How would you feel if you faced that every day? It’s so hard for her, but Sam does it because it’s better to be honest than live a lie. She does it because it’s more important to be herself than to pretend constantly. She does it because it’s liberating to truly be Sam, in every sense. I am, and always will be, in awe of her courage and willingness to accept that not everyone will understand or be kind. I’m not sure I could do that.
So, lesson #10 is this: Being true to yourself is liberating, but it’s also difficult, no matter who you are. I dream of a world where Sam and kids like her can be themselves in every sense without fear of rejection and be congratulated for their courage to do so.
That’s a long and winding tale, but it’s been a long and winding road for Sam, and for me by extension, and I know we are only at the start of it. I worry about her every day. The world can be a hard and unforgiving place for those who don’t fit the mould. I worry that her mental health will suffer and that one day, it might be too much for her. I worry that I can’t always be there to care for her, protect her, and keep her safe. Every parent worries about their children at times. I know I’m not special. But Sam is. Sam is the most perfect version of herself, and I know she’ll keep going. So, if she can, I can too.
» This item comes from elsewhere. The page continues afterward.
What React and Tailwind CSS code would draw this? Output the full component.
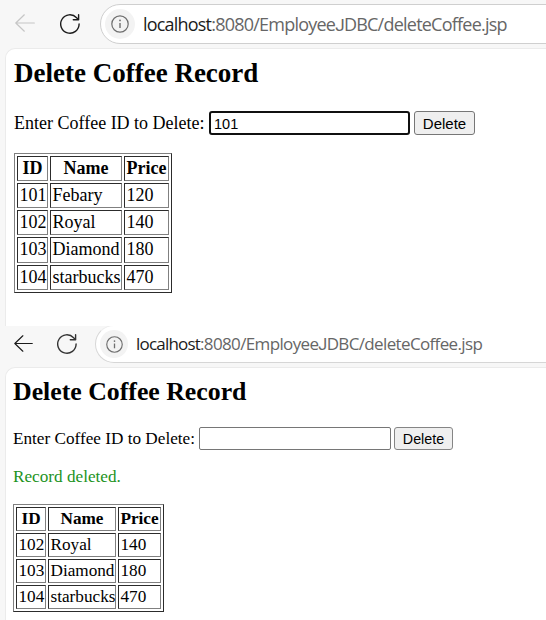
import React from "react";

const serif = "font-['Liberation_Serif','Times_New_Roman',serif]";
const sans = "font-['Liberation_Sans',Arial,sans-serif]";

function BackIcon({ className }) {
  return (
    <svg className={className} viewBox="0 0 20 18" fill="none" stroke="currentColor" strokeWidth="1.2" strokeLinecap="round" strokeLinejoin="round">
      <path d="M19.3 9H.8M9.3.8.8 9l8.500 8.200" />
    </svg>
  );
}

function ReloadIcon({ className }) {
  return (
    <svg className={className} viewBox="0 0 20 20" fill="none" stroke="currentColor" strokeWidth="1.4" strokeLinecap="round" strokeLinejoin="round">
      <path d="M19.1 10A9.200 9.200 0 1 1 16.600 3.700L18.600 5.700M18.600.7v5h-5.300" />
    </svg>
  );
}

function InfoIcon({ className }) {
  return (
    <svg className={className} viewBox="0 0 18 18" fill="none" stroke="#6e6e6e" strokeWidth="1.2">
      <circle cx="9" cy="9" r="8.200" />
      <path d="M9 8v5" strokeWidth="1.4" />
      <circle cx="9" cy="5.400" r=".9" fill="#6e6e6e" stroke="none" />
    </svg>
  );
}

function Address({ className }) {
  return (
    <span className={`whitespace-nowrap font-['Open_Sans','Noto_Sans',sans-serif] text-[#666] ${className}`}>
      <span className="tracking-[-0.8px] text-[#1b1b1b]">localhost</span>:8080/Employee<span className="font-['Roboto',sans-serif] text-[0.95em]">J</span>DBC/deleteCoffee.jsp
    </span>
  );
}

function Cell({ head, className, children }) {
  const Tag = head ? "th" : "td";
  return (
    <Tag className={`flex items-center whitespace-nowrap border border-t-[#2c2c2c] border-l-[#2c2c2c] border-r-[#808080] border-b-[#808080] ${head ? "justify-center font-bold" : "pl-[1.5px] font-normal"} ${className}`}>
      {children}
    </Tag>
  );
}

function CoffeeTable({ rows, columns, heights, className }) {
  return (
    <table className={`block border border-t-[#808080] border-l-[#808080] border-r-[#2c2c2c] border-b-[#2c2c2c] p-[2px] ${className}`}>
      <tbody className="flex flex-col gap-[2px]">
        {[["ID", "Name", "Price"], ...rows].map((row, r) => (
          <tr key={row[0]} className={`flex gap-[2px] ${heights[r]}`}>
            {row.map((value, c) => (
              <Cell key={c} head={r === 0} className={columns[c]}>{value}</Cell>
            ))}
          </tr>
        ))}
      </tbody>
    </table>
  );
}

export default function App() {
  return (
    <div className="h-[620px] w-[546px] overflow-hidden bg-[#f7f7f7] text-black">
      <section className="flex h-[326px] flex-col overflow-hidden">
        <header className="flex h-12 shrink-0 pt-1">
          <BackIcon className="mt-[10px] ml-[15px] h-[18px] w-5 shrink-0 text-[#c6c6c6]" />
          <ReloadIcon className="mt-[10px] ml-[25px] h-5 w-5 shrink-0 text-[#1b1b1b]" />
          <div className="ml-5 flex h-10 w-[480px] shrink-0 items-center rounded-full border border-[#cfcfcf] bg-white pl-1">
            <span className="flex h-[30px] w-[30px] shrink-0 items-center justify-center rounded-full bg-[#f3f3f3]">
              <InfoIcon className="h-[18px] w-[18px]" />
            </span>
            <Address className="ml-2 text-[18px] leading-6 tracking-[-0.77px]" />
          </div>
        </header>
        <main className={`ml-[5px] grow rounded-tl-[10px] border-t border-l border-[#ebebeb] bg-white pl-2 ${serif}`}>
          <h1 className="mt-[9px] text-[27px] leading-[30px] font-bold">Delete Coffee Record</h1>
          <form className="mt-[23px] flex h-6 items-center">
            <label className="w-[195px] whitespace-nowrap pb-px text-[18px] leading-6">Enter Coffee ID to Delete:</label>
            <input readOnly value="101" className={`h-6 w-[201px] rounded-[3px] border-2 border-[#101010] bg-white px-[3px] pt-[2px] text-[14.5px] outline-none ${sans}`} />
            <button type="button" className={`ml-1 h-6 w-[61px] rounded-[3px] border border-[#767676] bg-[#efefef] text-[15px] leading-none ${sans}`}>Delete</button>
          </form>
          <CoffeeTable
            className="mt-[18px] w-[158px] text-[18px] leading-5"
            columns={["w-[31px] pb-[2px]", "w-[72px] pb-[2px]", "w-[45px] pb-[2px]"]}
            heights={["h-[25px]", "h-[25px]", "h-[25px]", "h-[26px]", "h-[25px]"]}
            rows={[["101", "Febary", "120"], ["102", "Royal", "140"], ["103", "Diamond", "180"], ["104", "starbucks", "470"]]}
          />
        </main>
      </section>

      <section className="flex h-[294px] flex-col overflow-hidden">
        <header className="flex h-[41px] shrink-0">
          <BackIcon className="mt-[9px] ml-[14px] h-[17px] w-[19px] shrink-0 text-[#1b1b1b]" />
          <ReloadIcon className="mt-2 ml-6 h-5 w-5 shrink-0 text-[#333]" />
          <div className="-mt-px ml-[18px] flex h-[38px] w-[480px] shrink-0 items-center rounded-full border border-[#d6d6d6] border-t-[#ededed] bg-white pl-1">
            <span className="flex h-7 w-7 shrink-0 items-center justify-center rounded-full bg-[#f3f3f3]">
              <InfoIcon className="h-[17px] w-[17px]" />
            </span>
            <Address className="ml-2 text-[17px] leading-6 tracking-[-0.64px]" />
          </div>
        </header>
        <main className={`ml-[5px] grow rounded-tl-[10px] border-t border-l border-[#ebebeb] bg-white pl-[7px] ${serif}`}>
          <h1 className="mt-[10px] text-[25.8px] leading-[28px] font-bold">Delete Coffee Record</h1>
          <form className="mt-[21px] flex h-[23px] items-center">
            <label className="w-[186px] whitespace-nowrap text-[17.2px] leading-6">Enter Coffee ID to Delete:</label>
            <input readOnly value="" className={`h-[23px] w-[192px] rounded-[2px] border border-[#767676] bg-white px-[3px] text-[14px] outline-none ${sans}`} />
            <button type="button" className={`ml-[3px] h-[23px] w-[59px] rounded-[3px] border border-[#858585] bg-[#efefef] pt-px text-[14.3px] leading-none ${sans}`}>Delete</button>
          </form>
          <p className="mt-[17px] text-[17.2px] leading-5 text-[#1d931d]">Record deleted.</p>
          <CoffeeTable
            className="mt-[17px] w-[151px] text-[17.2px] leading-5"
            columns={["w-[30px]", "w-[68px]", "w-[43px]"]}
            heights={["h-6", "h-6", "h-6", "h-6"]}
            rows={[["102", "Royal", "140"], ["103", "Diamond", "180"], ["104", "starbucks", "470"]]}
          />
        </main>
      </section>
    </div>
  );
}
I hope that this has made you think and that maybe you might have even learned something. For some of you, it will have been a challenging read. Some of you won’t agree with my, at times, strongly expressed views. Some of you might even feel more strongly than me. That makes the world an interesting and diverse place – you, me, them, everyone.
There will, undoubtedly, be more lessons from Sam. and I’ll keep you posted.